A much complicated instance of self-reference within translation is as follows: ‘Cette phrase ne comprend que sept mots’ (This sentence contains only seven words). It translates into Corsican: ‘Ss’infrasata ùn cumprendi ch’è setti paroli. It is also true of the Corsican translation, but false of the English one, which includes only six words. Arguably, a better English translation, which is sense-preserving is then:
This sentence contains only six words. Such translation ability is currently beyond the scope of present MT. We can tag it as an ability that would be required from superintelligent MT. It would then include: identifying sef-referent parts of discourse, such as: this sentence, these words, this proposition, this paragraph, this text, … But not all self-referring discourse is concerned here. For example, the Liar paradox (this sentence is false) is irrelevant here, since we only place ourselves from the standpoint of MT. Interestingly, such superintelligent ability also requires some meta-knowledge, i.e. the language of the source text and of the target text. For a shift from the source language to the target language is needed here.

Superintelligent machine translation (updated)

Illustration from pixabay.com

Let us consider superintelligence with regard to machine translation. To fix ideas, we can propose a rough definition: it consists of a machine with the ability to translate with 99% (or above) accuracy from one of the 8000 languages to another. It seems relevant here to mention the present 8000 human languages, including some 4000 or 5000 languages which are at risk of extinction before the end of the XXIth century. It could also include relevantly some extinct languages which are somewhat well-described and meet the conditions for building rule-based translation. But arguably, this definition needs some additional criteria. What appears to be the most important is the ability to self-improve its performance. In practise, this could be done by reading or hearing texts. The superintelligent translation machine should be able to acquire new vocabulary from its readings or hearings: not only words and vocabulary, but also locutions (noun locutions, adjective locutions, adverbial locutions, verbal locutions, etc.). It should also be able to acquire new sentence structures from its readings and enrich its database of grammatical sentence structures. It should also be able to make grow its database of word meanings for ambiguous words and instantly build the associate disambiguation rules. In addition, it should be capable of detecting and implementing specific grammatical structures.
It seems superintelligence will be reached when the superintelligent translation machine will be able to perform all that without any human help.
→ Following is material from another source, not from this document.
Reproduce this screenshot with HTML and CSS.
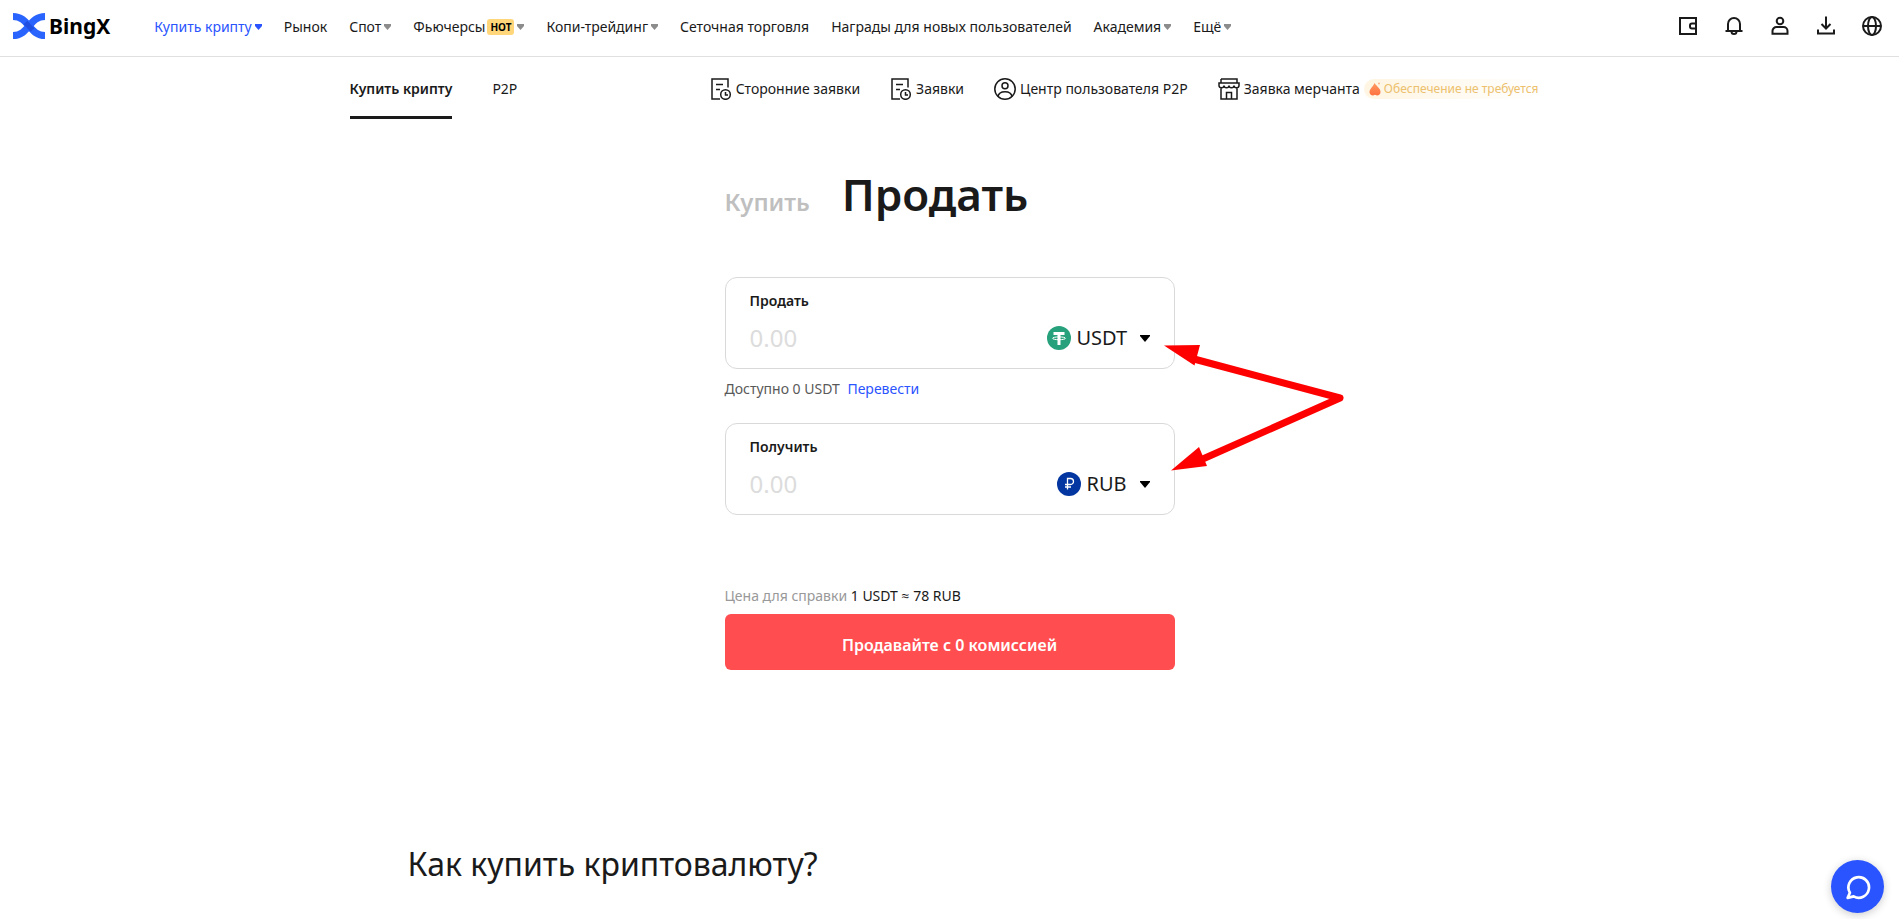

Also relevant in this discussion is the fact, previously argued, that rule-based translation is better suited to endangered langages translation than statistic-based translation. Why? Because high-scale corpora do not exist for endangered languages. From the above definition of SMT, it follows that rule-based translation is also best suited to SMT, since it massively includes endangered languages (but arguably, statistic-based MT could still be used for translating main languages one into another).
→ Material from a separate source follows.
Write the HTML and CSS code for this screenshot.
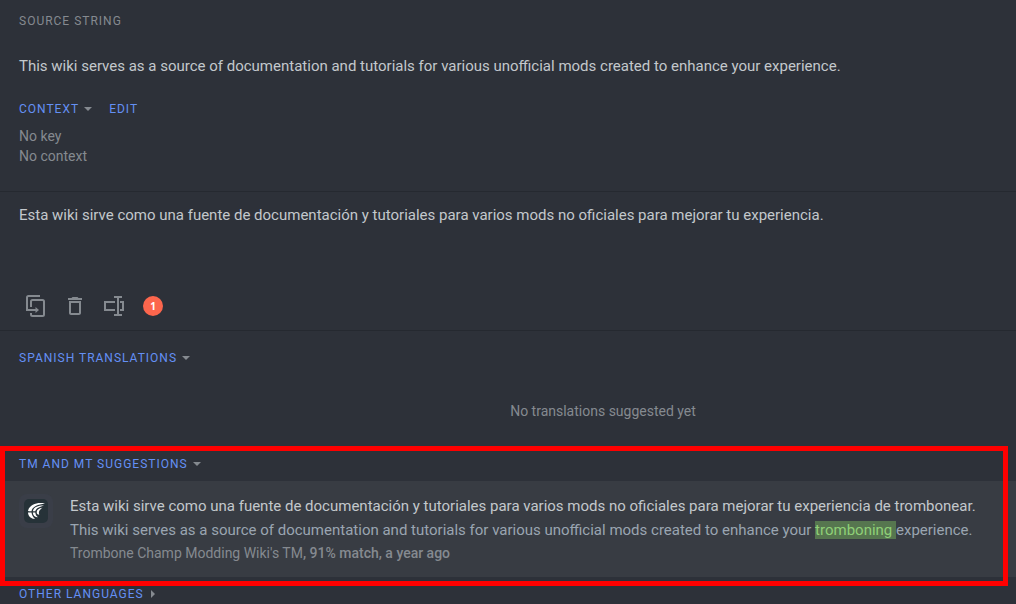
FILE: index.html
```
<!DOCTYPE html>
<html lang="en">
<head>
<meta charset="utf-8">
<title>Translation editor</title>
<link rel="stylesheet" href="styles.css">
</head>
<body>
<main class="editor">
  <section class="source">
    <h2 class="label label-muted">Source string</h2>
    <p class="source-text">This wiki serves as a source of documentation and tutorials for various unofficial mods created to enhance your experience.</p>
    <div class="context-bar">
      <button type="button" class="label label-link">Context <span class="caret-down"></span></button>
      <button type="button" class="label label-link">Edit</button>
    </div>
    <p class="context-line">No key</p>
    <p class="context-line">No context</p>
  </section>

  <section class="translation">
    <textarea class="translation-input" aria-label="Translation" spellcheck="false">Esta wiki sirve como una fuente de documentación y tutoriales para varios mods no oficiales para mejorar tu experiencia.</textarea>
    <div class="toolbar">
      <button type="button" class="tool" aria-label="Copy source">
        <svg viewBox="0 0 24 24" width="24" height="24" fill="none" stroke="currentColor" stroke-width="2">
          <path d="M16 2H4.500Q3 2 3 3.500V16H14"/>
          <path d="M7 13V7.500Q7 6 8.500 6H18.500Q20 6 20 7.500V20.500Q20 22 18.500 22H8.500Q7 22 7 20.500V19"/>
          <path d="M11.500 13L15 16L11.500 19Z" fill="currentColor" stroke="none"/>
        </svg>
      </button>
      <button type="button" class="tool" aria-label="Clear translation">
        <svg viewBox="0 0 24 24" width="24" height="24" fill="currentColor">
          <path d="M6 19c0 1.100.900 2 2 2h8c1.100 0 2-.900 2-2V7H6v12zM8 9h8v10H8V9zm7.500-5l-1-1h-5l-1 1H5v2h14V4z"/>
        </svg>
      </button>
      <button type="button" class="tool" aria-label="Select text">
        <svg viewBox="0 0 24 24" width="24" height="24" fill="none" stroke="currentColor" stroke-width="2">
          <path d="M13 8H3V16H13M18 8H21V16H18"/>
          <path d="M12 3H20M16 3V21M12 21H20"/>
        </svg>
      </button>
      <button type="button" class="tool" aria-label="1 issue"><span class="badge">1</span></button>
    </div>
  </section>

  <section class="translations">
    <button type="button" class="label label-link">Spanish translations <span class="caret-down"></span></button>
    <p class="empty">No translations suggested yet</p>
  </section>

  <section class="suggestions">
    <div class="suggestions-head">
      <button type="button" class="label label-link">TM and MT suggestions <span class="caret-down"></span></button>
    </div>
    <article class="suggestion">
      <span class="avatar">
        <svg viewBox="0 0 24 24" width="24" height="24" fill="#fff">
          <path d="M21 4.500C13 3 6 5.500 4 11.500Q4 12.200 5 12.200H7.500C8 8 13 5.500 21 4.500Z"/>
          <path d="M4 13.500H7.500C7.800 16 9 18 11 20C7 19.700 4.300 17.500 4 13.500Z"/>
          <path d="M20 6.500C13.500 6.300 9.500 8.500 8.800 12.200H11.300C12 9.500 15 7.800 20 6.500Z"/>
          <path d="M8.800 13.500H11.300C11.500 15.500 12.300 17 14 18.200C10.800 18.200 9 16.500 8.800 13.500Z"/>
          <path d="M18.500 8.800C15 9.300 12.800 10.700 12.700 13C12.700 14.800 13.500 15.700 15.300 15.800C14.300 13 15 11 18.500 8.800Z"/>
        </svg>
      </span>
      <div class="suggestion-body">
        <p class="suggestion-text">Esta wiki sirve como una fuente de documentación y tutoriales para varios mods no oficiales para mejorar tu experiencia de trombonear.</p>
        <p class="suggestion-source">This wiki serves as a source of documentation and tutorials for various unofficial mods created to enhance your <mark>tromboning </mark>experience.</p>
        <p class="suggestion-meta">Trombone Champ Modding Wiki's TM<b>, 91% match, a year ago</b></p>
      </div>
    </article>
    <div class="frame"></div>
  </section>

  <section class="others">
    <button type="button" class="label label-link">Other languages <span class="caret-right"></span></button>
  </section>
</main>
</body>
</html>
```
FILE: styles.css
```
* { box-sizing: border-box; }
body {
  margin: 0;
  background: #2d3139;
  color: #c3c8cc;
  font-family: Roboto, "Liberation Sans", sans-serif;
  font-size: 15px;
  line-height: 24px;
}
h2, p { margin: 0; }
button {
  padding: 0;
  border: 0;
  background: none;
  font-family: inherit;
  cursor: pointer;
}
.editor { overflow: hidden; }
.label {
  display: flex;
  align-items: center;
  gap: 5px;
  font-size: 12px;
  font-weight: 400;
  line-height: 20px;
  letter-spacing: 1px;
  text-transform: uppercase;
}
.label-muted { color: #858a90; }
.label-link { color: #6490f5; }
.caret-down {
  border: 4px solid transparent;
  border-top-color: #858a90;
  border-bottom: 0;
}
.caret-right {
  margin-left: 2px;
  border: 4px solid transparent;
  border-left-color: #858a90;
  border-right: 0;
}
.source {
  padding: 11px 19px 25px;
  border-bottom: 1px solid #252930;
}
.source-text { margin-top: 23px; }
.context-bar {
  display: flex;
  gap: 17px;
  margin: 21px 0 7px;
}
.context-line {
  color: #858a90;
  font-size: 14px;
  line-height: 20px;
}
.translation {
  padding: 11px 19px 12px;
  border-bottom: 1px solid #252930;
}
.translation-input {
  display: block;
  width: 100%;
  height: 72px;
  padding: 0;
  border: 0;
  outline: 0;
  resize: none;
  background: none;
  color: inherit;
  font: inherit;
}
.toolbar {
  display: flex;
  gap: 15px;
  margin: 19px 0 0 5px;
}
.tool {
  display: grid;
  place-items: center;
  width: 24px;
  height: 24px;
  color: #858a90;
}
.badge {
  width: 20px;
  border-radius: 50%;
  background: #fc664d;
  color: #fff;
  font-family: "Noto Sans", sans-serif;
  font-size: 10px;
  font-weight: 700;
  line-height: 20px;
}
.translations { padding: 17px 19px 23px; }
.empty {
  margin: 33px 0 0;
  padding-left: 190px;
  color: #858a90;
  font-size: 14px;
  line-height: 20px;
  text-align: center;
}
.suggestions { position: relative; }
.suggestions-head { padding: 10px 19px 7px; }
.suggestion {
  display: flex;
  gap: 17px;
  padding: 13px 19px;
  background: #383c43;
}
.avatar {
  display: grid;
  flex: none;
  place-items: center;
  width: 34px;
  height: 34px;
  border-radius: 8px;
  background: #3a3e48;
}
.avatar svg {
  border-radius: 5px;
  background: #263238;
}
.suggestion-source { color: #9aa5b1; }
.suggestion-source mark {
  background: #56764f;
  color: #8fd077;
}
.suggestion-meta {
  color: #858a90;
  font-size: 14px;
  line-height: 22px;
}
.suggestion-meta b { font-weight: 500; }
.frame {
  position: absolute;
  inset: 2px 8px -9px 0;
  border: 5px solid #f00;
  pointer-events: none;
}
.others { padding: 7px 19px 0; }
```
Let us speculate now on how this path to superintelligent translation will be achieved. We can mention here:

  • a quantitative scenario: (i) acquire, fist, an ability to translate very accurately, say, 100 languages. (ii) develop, second, the ability to self-improve (iii) extend, third, the translation ability to whole set of 8000 human languages.
  • alternatively, there could be a qualitative scenario: (i) acquire, first, an ability to translate somewhat accurately the 8000 languages (the accuracy could vary from language to language, especially with rare endangered languages). (ii) suggest improvements to vocabulary, locutions, sentence structures, disambiguation rules, etc. that are verified and validated by human (iii) acquire, third, the ability to self-improve by reading texts or hearing conversations.
  • it is worth mentioning a third alternative that would consist of  an hybrid scenario, i.e. a mix of quantitative and qualitative improvements. It will be our preferred scenario.

But we should provide more details on how these steps could be achieved. To fix ideas, let us focus on the word self-improvement module: it allows the superintelligent machine translation to extend its vocabulary in any language. This could be accomplished by reading or hearing new texts in any language. When facing a new word, the superintelligent machine translation (SMT, for short) should be able to translate it instantly into the 8000 other languages and add it to its vocabulary database.

To give another example, another module would be locution self-improvement module: it allows the superintelligent machine translation to extend its locution knowledge in any language.

Also relevant to this topic is the following question: could SMT be achieved without AGI ( general AI)? We shall address this question later.